Zekerheid: Rotterdams Garantieformulier of NVB

24 May 2010

Wanneer (buitenlandse) partijen van hun debiteur zekerheid verlangen voor hun vordering, bijvoorbeeld ter opheffing van een (scheeps)beslag, wordt regelmatig een bankgarantie geëist op basis van het Rotterdams Garantieformulier. Dit formulier geniet in de internationale handelspraktijk grote bekendheid. In toenemende mate echter vernemen wij uit de praktijk dat veel Nederlandse banken de voorkeur geven aan het NVB-model. Dit garantieformulier is opgesteld door de Nederlandse Vereniging van Banken als alternatief voor het Rotterdams Garantieformulier, voor met name binnenlandse partijen.

Ten aanzien van het Rotterdams Garantieformulier gelden enkele (specifieke) kenmerken. Om te beginnen ontstaat er op basis van dit formulier pas een betalingsplicht voor de bank wanneer een gerechtelijke- dan wel arbitrale uitspraak onherroepelijk is geworden of wanneer partijen een schikking hebben getroffen. Onder dit formulier maakt het niet uit of het een beslissing betreft van een Nederlandse rechter of van een buitenlandse instantie. Een ander zeer belangrijk kenmerk van het Rotterdams Garantieformulier is dat het expliciet voorziet in de situatie dat de (hoofd)schuldenaar insolvent raakt. Doet een dergelijke situatie zich voor dan heeft de schuldeiser de mogelijkheid een procedure tegen de waarborg (bank) te beginnen om te laten vaststellen in hoeverre hij gerechtigd is tot betaling van zijn vordering op de hoofdschuldenaar. Vervolgens kan betaling van het vastgestelde bedrag plaatsvinden aan de schuldeiser, ofwel de begunstigde van het garantieformulier. Deze procedure geniet inmiddels op grond van praktische redenen geen voorkeur meer onder de meeste Nederlandse banken. Ook bevat het Rotterdams Garantieformulier een vervalbeding waarin bepaald is dat de borgtocht vervalt wanneer niet binnen de in het formulier op te nemen termijn een vordering is ingesteld, een arbitrageprocedure is gestart of een schikking is getroffen. Tot slot is de Rechtbank Rotterdam op basis van het formulier mede bevoegd verklaard om van geschillen kennis te nemen.

De (specifieke) kenmerken van het NVB-model, dat zoals gezegd is gericht op het bieden van zekerheid in geschillen met een nationale dimensie, zijn de volgende.

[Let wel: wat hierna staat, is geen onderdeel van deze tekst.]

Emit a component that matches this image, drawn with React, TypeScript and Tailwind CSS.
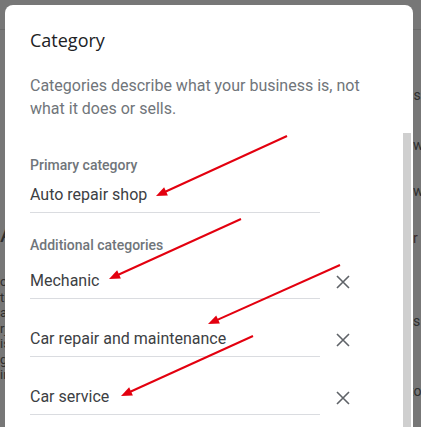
import React from "react";

const F = { fontFamily: "Roboto, 'Liberation Sans', sans-serif" };

function XIcon() {
  return (
    <svg width="14" height="14" viewBox="0 0 14 14" className="shrink-0">
      <path d="M1 1 L13 13 M13 1 L1 13" stroke="#5f6368" strokeWidth="1.6" strokeLinecap="butt" />
    </svg>
  );
}

function Field({ value, removable }: { value: string; removable?: boolean }) {
  return (
    <div className="flex items-center">
      <div className="w-[290px] border-b border-[#dadce0] pb-[5px] text-[16px] leading-[24px] text-[#3c4043]">
        {value}
      </div>
      {removable && (
        <div className="ml-[16px] mb-[4px] flex items-center">
          <XIcon />
        </div>
      )}
    </div>
  );
}

function Arrow({ x1, y1, x2, y2 }: { x1: number; y1: number; x2: number; y2: number }) {
  const dx = x2 - x1;
  const dy = y2 - y1;
  const len = Math.hypot(dx, dy);
  const ux = dx / len;
  const uy = dy / len;
  const hl = 11;
  const hw = 4.5;
  const bx = x2 - ux * hl;
  const by = y2 - uy * hl;
  const px = -uy;
  const py = ux;
  const pts = `${x2},${y2} ${bx + px * hw},${by + py * hw} ${bx - px * hw},${by - py * hw}`;
  return (
    <g>
      <line x1={x1} y1={y1} x2={bx + ux * 2} y2={by + uy * 2} stroke="#e3000f" strokeWidth="2" />
      <polygon points={pts} fill="#e3000f" />
    </g>
  );
}

export default function App() {
  return (
    <div className="relative h-[427px] w-[421px] overflow-hidden bg-[#777777]" style={F}>
      {/* underlying page (dimmed) */}
      <div className="h-[30px] border-b border-[#6a6a6a]" />
      <div className="flex">
        <div className="w-[6px] overflow-hidden text-[#2e2e2e]">
          <div className="mt-[190px] text-[24px] leading-[28px]">A</div>
          <div className="mt-[26px] flex flex-col text-[13px] leading-[15.5px]">
            <span>or</span>
            <span>ti</span>
            <span>al</span>
            <span>rj</span>
            <span>is</span>
            <span>g</span>
            <span>ir</span>
          </div>
        </div>
        <div className="flex-1" />
        <div className="w-[8px] overflow-hidden text-[14px] leading-[18px] text-[#2e2e2e]">
          <div className="mt-[56px] -ml-[3px]">is</div>
          <div className="mt-[32px]">w</div>
          <div className="mt-[28px]">w</div>
          <div className="mt-[29px] text-[#3a2a2a]">r</div>
          <div className="mt-[65px]">s</div>
          <div className="mt-[52px] -ml-[4px]">to</div>
        </div>
      </div>

      {/* dialog */}
      <div className="absolute left-[5px] top-[5px] flex h-[440px] w-[408px] rounded-t-[8px] bg-white">
        <div className="flex-1 pl-[25px] pt-[23px]">
          <div className="text-[18px] leading-[24px] text-[#202124]" style={{ fontFamily: "'Open Sans', Roboto, sans-serif" }}>
            Category
          </div>
          <div className="mt-[22px] w-[345px] text-[16px] leading-[23px] text-[#70757a]">
            Categories describe what your business is, not what it does or sells.
          </div>
          <div className="mt-[35px] text-[14px] font-medium leading-[20px] text-[#70757a]">Primary category</div>
          <div className="mt-[8px]">
            <Field value="Auto repair shop" />
          </div>
          <div className="mt-[22px] text-[14px] font-medium leading-[20px] text-[#70757a]">Additional categories</div>
          <div className="mt-[14px] flex flex-col gap-[28px]">
            <Field value="Mechanic" removable />
            <Field value="Car repair and maintenance" removable />
            <Field value="Car service" removable />
          </div>
        </div>
        <div className="mr-[2px] mt-[128px] w-[8px] bg-[#cfcfcf]" />
      </div>

      {/* annotation arrows */}
      <svg className="pointer-events-none absolute left-0 top-0" width="421" height="427">
        <Arrow x1={287} y1={136} x2={156} y2={196} />
        <Arrow x1={241} y1={219} x2={109} y2={279} />
        <Arrow x1={340} y1={265} x2={208} y2={324} />
        <Arrow x1={253} y1={336} x2={121} y2={396} />
      </svg>
    </div>
  );
}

De uitbetalingsverplichting geldt net als bij het Rotterdams Garantieformulier pas wanneer een gerechtelijke- dan wel arbitrale uitspraak onherroepelijk is geworden of wanneer partijen een schikking hebben getroffen. Echter, in deze bepaling is ook het binnenlandse karakter van dit NVB-model terug te vinden. De betalingsverplichting ontstaat voor de waarborg slechts wanneer er een gerechtelijke beslissing ligt van een Nederlandse rechter.

De te volgen procedure wanneer de hoofdschuldenaar in staat van faillissement verkeert is wezenlijk anders onder het NVB-model dan onder het Rotterdamse garantieformulier. Op basis van artikel 3 van het NVB-model dient de bank aan de begunstigde te betalen. Vereist is daarbij echter wel dat de begunstigde de bank per aangetekende brief informeert over het faillissement van de hoofdschuldenaar, en dat noch de bank noch de curator binnen een termijn van vier maanden na dit bericht een procedure heeft aanspannen tegen de begunstigde. Verder is het belangrijk artikel 5 van het NVB-model onder de aandacht te brengen, omdat hierin zeer gedetailleerd bepaald is wanneer de werking van het garantieformulier komt te vervallen.

Ondanks dat de werking van beide garantieformulieren grotendeels gelijk is, lijken Nederlandse banken steeds vaker exclusief met het NVB-model te willen werken. Dit kan een probleem opleveren wanneer er sprake is van een geschil tussen internationale partijen. Daarnaast heeft de schuldeiser in geval van faillissement van de (hoofd)schuldenaar een andere positie ten opzichte van de bank, wanneer gekozen wordt voor een zekerheid op basis van het NVB-model. Een deskundig advies betreffende het te gebruiken garantieformulier is daarom ook steeds van belang.